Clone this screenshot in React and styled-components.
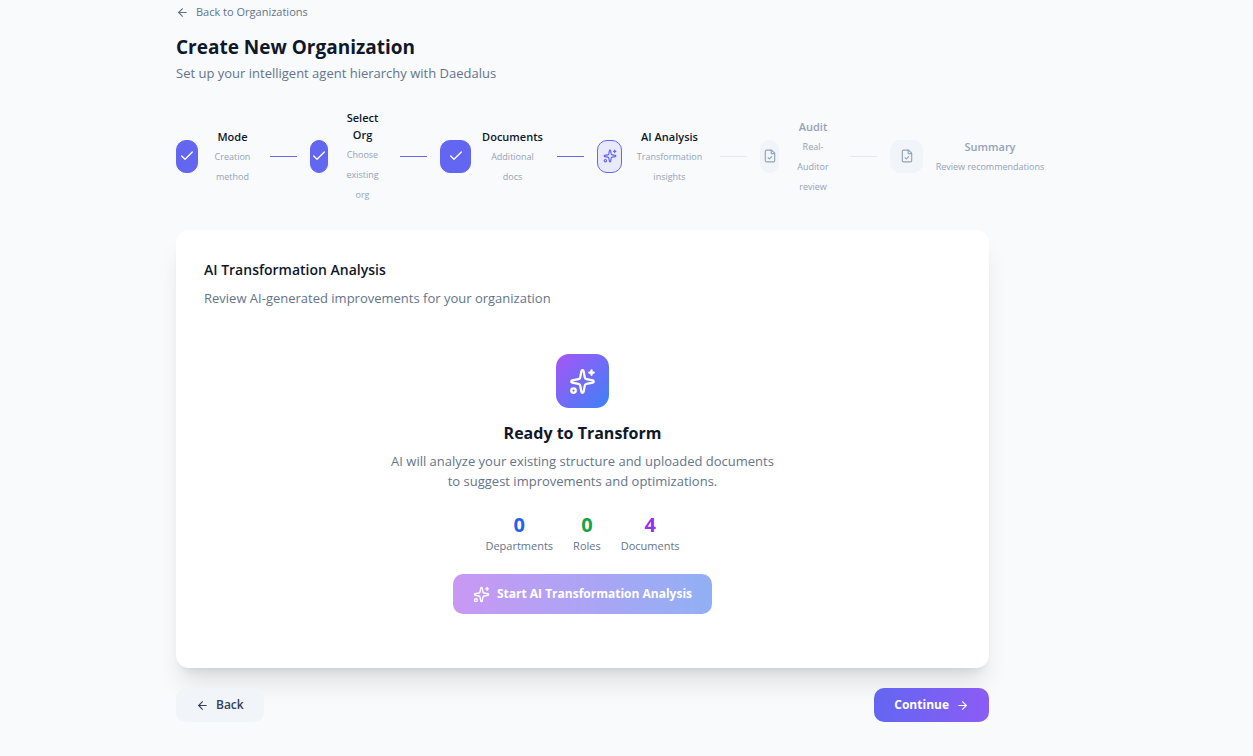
import styled, { createGlobalStyle } from "styled-components";
import { ArrowLeft, ArrowRight, Check, FileCheck, Sparkles } from "lucide-react";

const steps = [
  { title: "Mode", text: "Creation method", status: "done", badge: 22, label: 49 },
  { title: "Select Org", text: "Choose existing org", status: "done", badge: 18, label: 49 },
  { title: "Documents", text: "Additional docs", status: "done", badge: 31, label: 63 },
  { title: "AI Analysis", text: "Transformation insights", status: "current", badge: 25, label: 75 },
  { title: "Audit", text: "Real-Auditor review", status: "next", badge: 19, label: 48 },
  { title: "Summary", text: "Review recommendations", status: "next", badge: 33, label: 114 },
];

const stats = [
  { value: 0, label: "Departments", color: "#2563eb" },
  { value: 0, label: "Roles", color: "#16a34a" },
  { value: 4, label: "Documents", color: "#9333ea" },
];

function StepIcon({ status }) {
  if (status === "done") return <Check size={16} />;
  if (status === "current") return <Sparkles size={14} />;
  return <FileCheck size={14} />;
}

export default function App() {
  return (
    <Page>
      <GlobalStyle />
      <Content>
        <BackLink href="#organizations">
          <ArrowLeft size={13} />
          Back to Organizations
        </BackLink>
        <Title>Create New Organization</Title>
        <Subtitle>Set up your intelligent agent hierarchy with Daedalus</Subtitle>

        <Steps>
          {steps.map((s) => (
            <Step key={s.title} $done={s.status === "done"}>
              <Badge $status={s.status} $width={s.badge}>
                <StepIcon status={s.status} />
              </Badge>
              <StepLabel $width={s.label}>
                <StepTitle $muted={s.status === "next"}>{s.title}</StepTitle>
                <StepText>{s.text}</StepText>
              </StepLabel>
            </Step>
          ))}
        </Steps>

        <Card>
          <CardTitle>AI Transformation Analysis</CardTitle>
          <CardText>Review AI-generated improvements for your organization</CardText>
          <Hero>
            <HeroIcon>
              <Sparkles size={27} />
            </HeroIcon>
            <HeroTitle>Ready to Transform</HeroTitle>
            <HeroText>
              AI will analyze your existing structure and uploaded documents to suggest
              improvements and optimizations.
            </HeroText>
            <Stats>
              {stats.map((s) => (
                <div key={s.label}>
                  <StatValue $color={s.color}>{s.value}</StatValue>
                  <StatLabel>{s.label}</StatLabel>
                </div>
              ))}
            </Stats>
            <StartButton type="button" disabled>
              <Sparkles size={17} />
              Start AI Transformation Analysis
            </StartButton>
          </Hero>
        </Card>

        <Footer>
          <BackButton type="button">
            <ArrowLeft size={13} />
            Back
          </BackButton>
          <ContinueButton type="button">
            Continue
            <ArrowRight size={13} />
          </ContinueButton>
        </Footer>
      </Content>
    </Page>
  );
}

const GlobalStyle = createGlobalStyle`
  * {
    box-sizing: border-box;
  }
  body {
    margin: 0;
    background: #f8fafc;
    color: #0f172a;
    font-family: "Segoe UI", "Open Sans", sans-serif;
    font-size: 13px;
    line-height: 20px;
  }
  h1, h2, h3, p, ol {
    margin: 0;
    padding: 0;
  }
  svg {
    flex-shrink: 0;
  }
`;

const Page = styled.div`
  min-height: 100vh;
  padding: 2px 88px 34px 0;
  overflow-x: hidden;
`;

const Content = styled.main`
  max-width: 813px;
  margin: 0 auto;
`;

const BackLink = styled.a`
  display: inline-flex;
  align-items: center;
  gap: 7px;
  vertical-align: top;
  color: #64748b;
  font-size: 11px;
  text-decoration: none;
`;

const Title = styled.h1`
  margin-top: 12px;
  font-size: 19px;
  font-weight: 700;
  line-height: 26px;
`;

const Subtitle = styled.p`
  margin-top: 3px;
  color: #64748b;
`;

const Steps = styled.ol`
  display: flex;
  align-items: center;
  height: 96px;
  margin-top: 25px;
  list-style: none;
`;

const Step = styled.li`
  display: flex;
  align-items: center;
  flex-shrink: 0;

  &:not(:last-child)::after {
    content: "";
    width: 27px;
    height: 1px;
    margin: 0 13px;
    background: ${(p) => (p.$done ? "#6366f1" : "#e2e8f0")};
  }
`;

const badgeColors = {
  done: "background: #6366f1; border-color: #6366f1; color: #ffffff;",
  current: "background: #e9e9fc; border-color: #6366f1; color: #6366f1;",
  next: "background: #f1f5f9; border-color: #f1f5f9; color: #94a3b8;",
};

const Badge = styled.div`
  display: flex;
  align-items: center;
  justify-content: center;
  width: ${(p) => p.$width}px;
  height: 33px;
  border: 1px solid;
  border-radius: 10px;
  ${(p) => badgeColors[p.$status]}
`;

const StepLabel = styled.div`
  width: ${(p) => p.$width}px;
  margin-left: 10px;
  padding: 2px 1px 0;
  text-align: center;
`;

const StepTitle = styled.div`
  color: ${(p) => (p.$muted ? "#94a3b8" : "#0f172a")};
  font-size: 11px;
  font-weight: 600;
  line-height: 17px;
`;

const StepText = styled.div`
  margin-top: 2px;
  color: #94a3b8;
  font-size: 9px;
`;

const Card = styled.section`
  margin-top: 26px;
  padding: 28px 28px 54px;
  border-radius: 13px;
  background: #ffffff;
  box-shadow: 0 20px 25px -5px rgba(0, 0, 0, 0.1), 0 8px 10px -6px rgba(0, 0, 0, 0.1);
`;

const CardTitle = styled.h2`
  font-size: 14px;
  font-weight: 600;
  line-height: 24px;
`;

const CardText = styled.p`
  margin-top: 6px;
  color: #64748b;
`;

const Hero = styled.div`
  display: flex;
  flex-direction: column;
  align-items: center;
  margin-top: 46px;
`;

const HeroIcon = styled.div`
  display: flex;
  align-items: center;
  justify-content: center;
  width: 53px;
  height: 54px;
  border-radius: 13px;
  background: linear-gradient(to bottom right, #a855f7, #3b82f6);
  color: #ffffff;
`;

const HeroTitle = styled.h3`
  margin-top: 12px;
  font-size: 16px;
  font-weight: 700;
  line-height: 26px;
`;

const HeroText = styled.p`
  max-width: 390px;
  margin-top: 5px;
  color: #64748b;
  text-align: center;
`;

const Stats = styled.div`
  display: flex;
  gap: 20px;
  margin-top: 20px;
  text-align: center;
`;

const StatValue = styled.div`
  color: ${(p) => p.$color};
  font-size: 20px;
  font-weight: 700;
  line-height: 28px;
`;

const StatLabel = styled.div`
  color: #64748b;
  font-size: 11px;
  line-height: 14px;
`;

const Button = styled.button`
  display: inline-flex;
  align-items: center;
  justify-content: center;
  gap: 7px;
  height: 34px;
  padding: 0 20px;
  border: none;
  border-radius: 10px;
  font-family: inherit;
  font-size: 12px;
  font-weight: 700;
  line-height: 20px;
`;

const StartButton = styled(Button)`
  height: 40px;
  margin-top: 21px;
  background: linear-gradient(to right, #9333ea, #2563eb);
  color: #ffffff;
  opacity: 0.5;
`;

const Footer = styled.div`
  display: flex;
  justify-content: space-between;
  margin-top: 20px;
`;

const BackButton = styled(Button)`
  background: #f1f5f9;
  color: #334155;
  font-weight: 600;
`;

const ContinueButton = styled(Button)`
  background: linear-gradient(to right, #6366f1, #8b5cf6);
  color: #ffffff;
`;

■ TASK ■
Reproduce the material above exactly, first line through the line that contains "<Subtitle>Set up your", minus the pictures.

■ CORRECT RESULT ■
Clone this screenshot in React and styled-components.
import styled, { createGlobalStyle } from "styled-components";
import { ArrowLeft, ArrowRight, Check, FileCheck, Sparkles } from "lucide-react";

const steps = [
  { title: "Mode", text: "Creation method", status: "done", badge: 22, label: 49 },
  { title: "Select Org", text: "Choose existing org", status: "done", badge: 18, label: 49 },
  { title: "Documents", text: "Additional docs", status: "done", badge: 31, label: 63 },
  { title: "AI Analysis", text: "Transformation insights", status: "current", badge: 25, label: 75 },
  { title: "Audit", text: "Real-Auditor review", status: "next", badge: 19, label: 48 },
  { title: "Summary", text: "Review recommendations", status: "next", badge: 33, label: 114 },
];

const stats = [
  { value: 0, label: "Departments", color: "#2563eb" },
  { value: 0, label: "Roles", color: "#16a34a" },
  { value: 4, label: "Documents", color: "#9333ea" },
];

function StepIcon({ status }) {
  if (status === "done") return <Check size={16} />;
  if (status === "current") return <Sparkles size={14} />;
  return <FileCheck size={14} />;
}

export default function App() {
  return (
    <Page>
      <GlobalStyle />
      <Content>
        <BackLink href="#organizations">
          <ArrowLeft size={13} />
          Back to Organizations
        </BackLink>
        <Title>Create New Organization</Title>
        <Subtitle>Set up your intelligent agent hierarchy with Daedalus</Subtitle>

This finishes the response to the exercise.